--- DATASET RECORDS ---

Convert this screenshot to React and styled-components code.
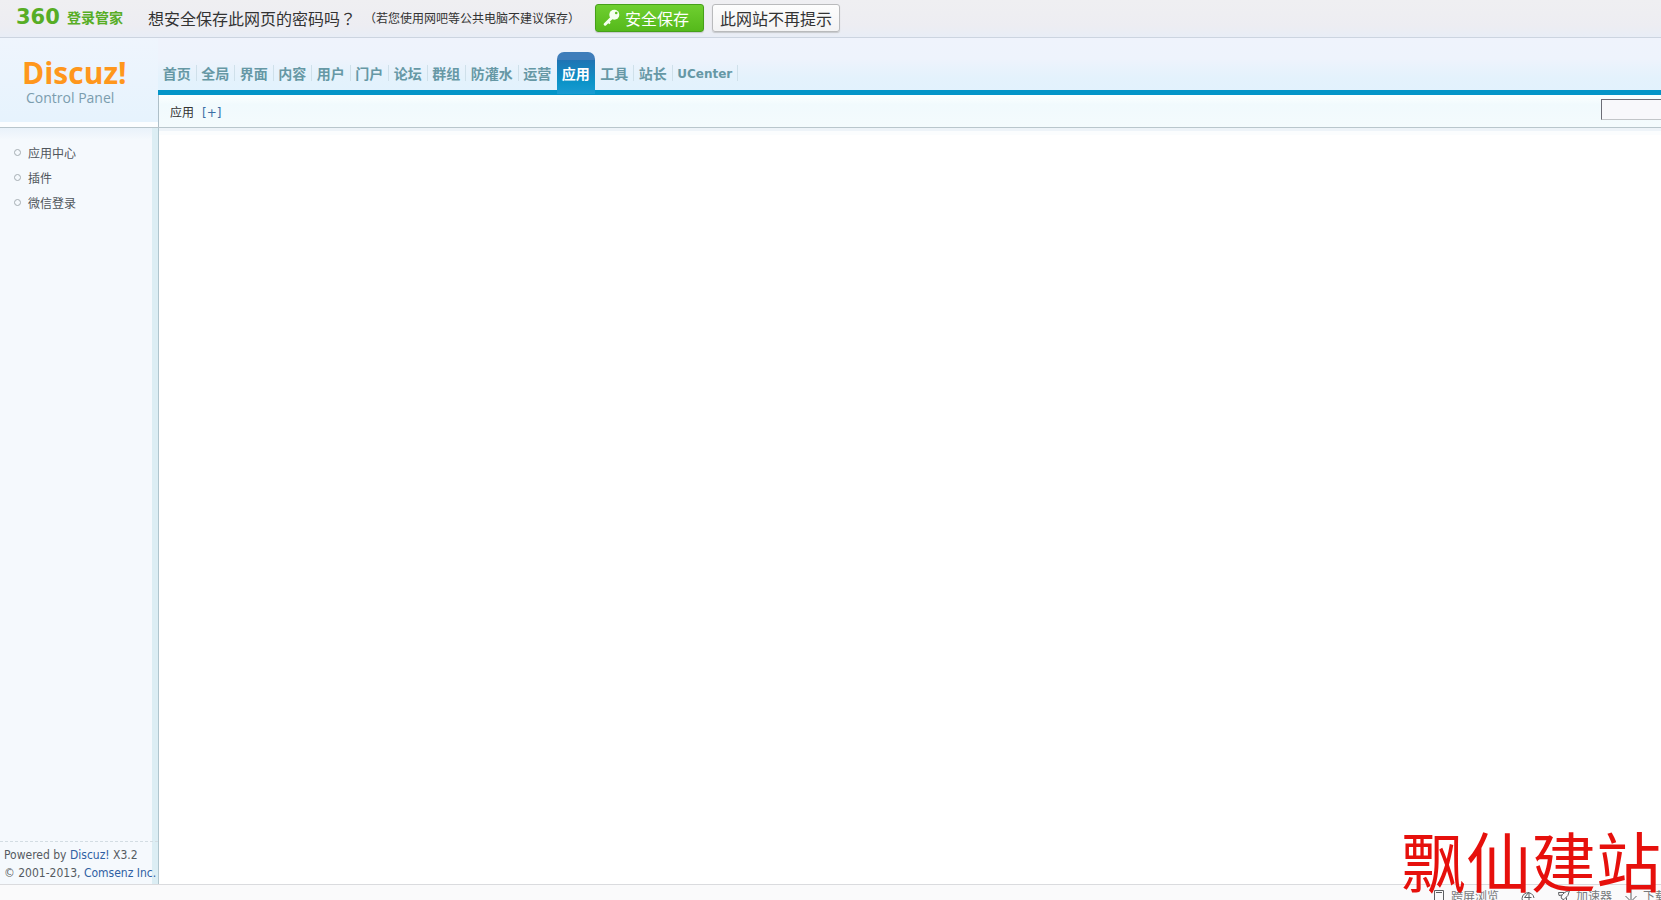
import React from "react";
import styled, { createGlobalStyle } from "styled-components";

const sans = `"DejaVu Sans", "Noto Sans CJK SC", sans-serif`;
const ui = `"DejaVu Sans Condensed", "Noto Sans", "Noto Sans CJK SC", sans-serif`;

const GlobalStyle = createGlobalStyle`
  * { box-sizing: border-box; }
  body {
    margin: 0;
    background: #fff;
    color: #4a4f55;
    font: 12px/18px ${ui};
    overflow: hidden;
  }
  a { text-decoration: none; color: inherit; }
  ul { list-style: none; margin: 0; padding: 0; }
  p { margin: 0; }
`;

const Page = styled.div`
  display: flex;
  flex-direction: column;
  height: 100vh;
  overflow: hidden;
`;

/* password manager bar */
const PromptBar = styled.section`
  display: flex;
  align-items: center;
  flex: none;
  height: 38px;
  padding: 0 16px 2px;
  background: linear-gradient(#efeff2, #ededf2 70%, #e8edf6);
  border-bottom: 1px solid #ccd4e0;
  color: #333;
  font-family: "Noto Sans CJK SC", sans-serif;
`;

const ManagerLogo = styled.div`
  display: flex;
  align-items: center;
  gap: 4px;
  width: 132px;
  margin-bottom: 2px;
  color: #57ad25;
  font-size: 14px;
  font-weight: 700;
`;

const ManagerMark = styled.span`
  width: 47px;
  font: 900 21px/20px "DejaVu Sans", sans-serif;
`;

const Question = styled.span`
  width: 208px;
  font-size: 16px;
  line-height: 24px;
  white-space: nowrap;
`;

const Hint = styled.span`
  margin: 0 15px 0 8px;
  white-space: nowrap;
`;

/* full-width punctuation centred in its cell */
const Mark = styled.span`
  font-family: "Noto Sans CJK TC", sans-serif;
`;

const PromptButton = styled.button`
  display: flex;
  align-items: center;
  gap: 5px;
  height: 28px;
  width: ${(p) => (p.$primary ? 109 : 128)}px;
  margin-right: 8px;
  padding: 0 7px;
  border: 1px solid ${(p) => (p.$primary ? "#46a019" : "#b9babc")};
  border-radius: 3px;
  background: ${(p) =>
    p.$primary ? "linear-gradient(#6fcf30, #55b91b)" : "linear-gradient(#fdfdfd, #f3f3f4)"};
  box-shadow: 0 1px 1px #c6c8cc;
  color: ${(p) => (p.$primary ? "#fff" : "#333")};
  font: 16px/24px "Noto Sans CJK SC", sans-serif;
  white-space: nowrap;
`;

/* header */
const Header = styled.header`
  display: grid;
  grid-template-columns: 158px 1fr;
  flex: none;
  height: 90px;
  border-bottom: 1px solid #b9c6cc;
`;

const Brand = styled.a`
  display: flex;
  flex-direction: column;
  padding: 19px 0 0 22px;
  background: linear-gradient(#eff5fd, #e6f3fd);
  border-bottom: 5px solid #fcfeff;
  font-family: "Open Sans", "Noto Sans", sans-serif;
`;

const BrandName = styled.span`
  color: #ff971c;
  font-size: 30px;
  font-weight: 700;
  line-height: 32px;
`;

const BrandSub = styled.span`
  padding-left: 4px;
  color: #7b9dae;
  font-size: 14px;
  line-height: 18px;
`;

const HeaderMain = styled.div`
  display: flex;
  flex-direction: column;
  min-width: 0;
`;

const TopNav = styled.nav`
  height: 57px;
  padding-top: 14px;
  background: linear-gradient(#eff3fc 0, #eef3fc 40%, #e4f2fc 75%, #e2f2fd);
  border-bottom: 5px solid #0495c8;
`;

const NavList = styled.ul`
  display: flex;
  width: 580px;
`;

const NavItem = styled.li`
  flex: 1 1 auto;
  display: flex;
  align-items: center;
  height: 38px;
`;

const NavLink = styled.a`
  flex: 1;
  align-self: flex-start;
  height: 42px;
  padding: 10px 4px 0;
  border-radius: 7px 7px 0 0;
  background: ${(p) =>
    p.$active ? "linear-gradient(#3f7dba 0 8px, #1f74b4 8px, #0b93c8 30px, #1b9cd2)" : "none"};
  color: ${(p) => (p.$active ? "#fff" : "#6698a5")};
  font: 700 14px/24px ${sans};
  font-size: ${(p) => (p.$latin ? 12 : 14)}px;
  text-align: center;
  white-space: nowrap;
`;

const Divider = styled.span`
  width: 1px;
  height: 16px;
  margin-top: 4px;
  background: ${(p) => (p.$hidden ? "transparent" : "#cfe0ea")};
`;

const SubBar = styled.div`
  display: flex;
  align-items: center;
  flex: 1;
  gap: 8px;
  padding: 4px 0 0 11px;
  border-left: 1px solid #aebfc8;
  background: linear-gradient(#fbffff, #f1fafd 30%, #f4fbfd);
  color: #333;
`;

const AddLink = styled.a`
  color: #3a6ea5;
  font-family: ${sans};
`;

const SearchForm = styled.form`
  align-self: flex-start;
  margin-left: auto;
`;

const SearchInput = styled.input`
  display: block;
  width: 60px;
  height: 21px;
  padding: 0 4px;
  border: solid #6c6c76;
  border-width: 1px 0 1px 1px;
  border-bottom-color: #c2c5c8;
  border-radius: 0;
  background: #f8f8fb;
  font: 12px ${ui};
`;

/* content */
const Body = styled.div`
  display: grid;
  grid-template-columns: 159px 1fr;
  flex: 1;
  min-height: 0;
`;

const Sidebar = styled.aside`
  display: flex;
  flex-direction: column;
  justify-content: space-between;
  background: linear-gradient(90deg, transparent 0 152px, #dceef4 152px), linear-gradient(#e9f2fa, #f5f9fd 12px);
  border-right: 1px solid #b0c6ce;
`;

const SideLink = styled.a`
  display: flex;
  align-items: center;
  gap: 7px;
  height: 25px;
  padding-left: 14px;
  color: #50565c;

  &::before {
    content: "";
    box-sizing: border-box;
    width: 7px;
    height: 7px;
    margin-bottom: 3px;
    border: 1px solid #a5aeb3;
    border-radius: 50%;
  }
`;

const SideList = styled.ul`
  padding-top: 13px;
`;

const Copyright = styled.footer`
  padding: 4px 0 2px 4px;
  border-top: 1px dashed #d3dde3;
  color: #555b61;
  white-space: nowrap;

  a { color: #2f60a3; }
`;

const Main = styled.main`
  background: linear-gradient(#eef4f9 0 3px, #fbfdfe 3px 7px, #fff 7px);
`;

const StatusBar = styled.footer`
  display: flex;
  justify-content: flex-end;
  flex: none;
  height: 16px;
  padding-top: 3px;
  overflow: hidden;
  border-top: 1px solid #dadbde;
  background: #fafafb;
  color: #77797c;
`;

const StatusItem = styled.span`
  display: flex;
  flex: none;
  gap: 5px;
  width: ${(p) => p.$width}px;
  line-height: 18px;
  white-space: nowrap;

  svg { flex: none; margin-top: 1px; }
`;

const Watermark = styled.div`
  position: fixed;
  right: 0;
  bottom: 6px;
  color: #e6100c;
  font: 400 65px/70px "KaiTi", "Noto Sans CJK SC", sans-serif;
  pointer-events: none;
`;

const Icon = ({ children }) => (
  <svg width="14" height="14" viewBox="0 0 14 14" fill="none" stroke="#5d5f62" strokeWidth="1" aria-hidden="true">
    {children}
  </svg>
);

const KeyIcon = () => (
  <svg width="17" height="17" viewBox="0 0 17 17" aria-hidden="true">
    <path d="M9 8.5 2.2 15.2" stroke="#f5fff0" strokeWidth="3" strokeLinecap="round" />
    <path d="M5 12.5 7 14.5" stroke="#f5fff0" strokeWidth="2" />
    <circle cx="11.3" cy="5.7" r="5" fill="#f5fff0" />
    <circle cx="13.2" cy="4" r="1.3" fill="#5fbe25" />
  </svg>
);

const NAV = ["首页", "全局", "界面", "内容", "用户", "门户", "论坛", "群组", "防灌水", "运营", "应用", "工具", "站长", "UCenter"];
const SIDE = ["应用中心", "插件", "微信登录"];
const ACTIVE = "应用";

export default function App() {
  return (
    <Page lang="zh-CN">
      <GlobalStyle />
      <PromptBar>
        <ManagerLogo>
          <ManagerMark>360</ManagerMark>登录管家
        </ManagerLogo>
        <Question>
          想安全保存此网页的密码吗<Mark lang="zh-TW">？</Mark>
        </Question>
        <Hint>
          （若您使用网吧等公共电脑不建议保存<Mark lang="zh-TW">）</Mark>
        </Hint>
        <PromptButton type="button" $primary>
          <KeyIcon />
          安全保存
        </PromptButton>
        <PromptButton type="button">此网站不再提示</PromptButton>
      </PromptBar>

      <Header>
        <Brand href="#">
          <BrandName>Discuz!</BrandName>
          <BrandSub>Control Panel</BrandSub>
        </Brand>
        <HeaderMain>
          <TopNav>
            <NavList>
              {NAV.map((name, i) => (
                <NavItem key={name}>
                  <NavLink href="#" $active={name === ACTIVE} $latin={name === "UCenter"}>
                    {name}
                  </NavLink>
                  <Divider $hidden={name === ACTIVE || NAV[i + 1] === ACTIVE} />
                </NavItem>
              ))}
            </NavList>
          </TopNav>
          <SubBar>
            <span>应用</span>
            <AddLink href="#">[+]</AddLink>
            <SearchForm>
              <SearchInput type="text" aria-label="搜索" />
            </SearchForm>
          </SubBar>
        </HeaderMain>
      </Header>

      <Body>
        <Sidebar>
          <SideList>
            {SIDE.map((name) => (
              <li key={name}>
                <SideLink href="#">{name}</SideLink>
              </li>
            ))}
          </SideList>
          <Copyright>
            <p>Powered by <a href="#">Discuz!</a> X3.2</p>
            <p>© 2001-2013, <a href="#">Comsenz Inc.</a></p>
          </Copyright>
        </Sidebar>
        <Main />
      </Body>

      <StatusBar>
        <StatusItem $width={89}>
          <Icon>
            <path d="M2.5 1.5h9v12h-9zM4 3.5h6" />
          </Icon>
          跨屏浏览
        </StatusItem>
        <StatusItem $width={36}>
          <Icon>
            <path d="M1.500 12A6 6 0 1 1 13 9M8 3 3.500 8.500h7M8 4v8" />
          </Icon>
        </StatusItem>
        <StatusItem $width={67}>
          <Icon>
            <path d="M5 10 4 8Q6 3 12.5 1.5 12 7 7 10.500zM5 6 2 6.500 1.500 3.500 7 3.500M9.500 8.500v3L7 13.500" />
          </Icon>
          加速器
        </StatusItem>
        <StatusItem $width={37}>
          <Icon>
            <path d="M7 0v13M1.500 7 7 12.500 12.500 7" />
          </Icon>
          下载
        </StatusItem>
      </StatusBar>
      <Watermark>飘仙建站</Watermark>
    </Page>
  );
}
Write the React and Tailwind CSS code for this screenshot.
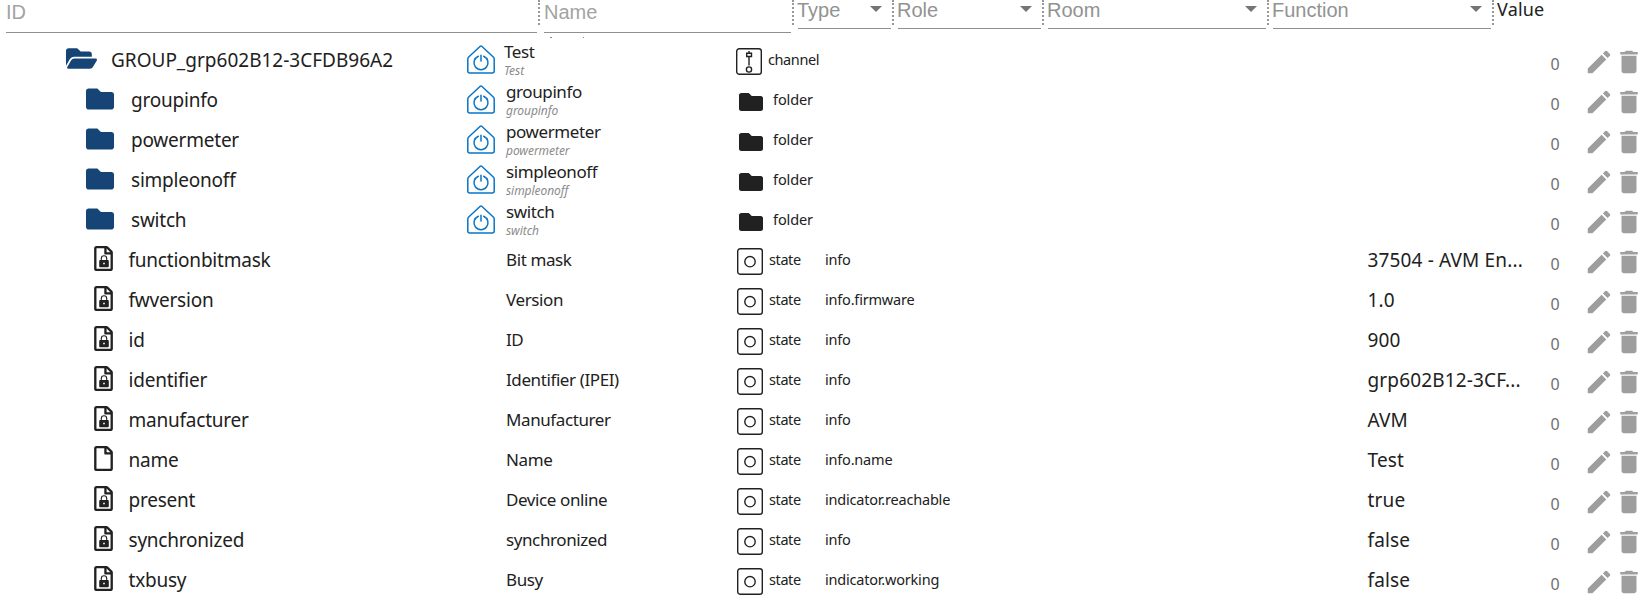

---

* _WHAT THE TASK REQUIRES_
Scan the lines above for "screenshot", then copy every one that has it.

* _RESULT_
Convert this screenshot to React and styled-components code.
Write the React and Tailwind CSS code for this screenshot.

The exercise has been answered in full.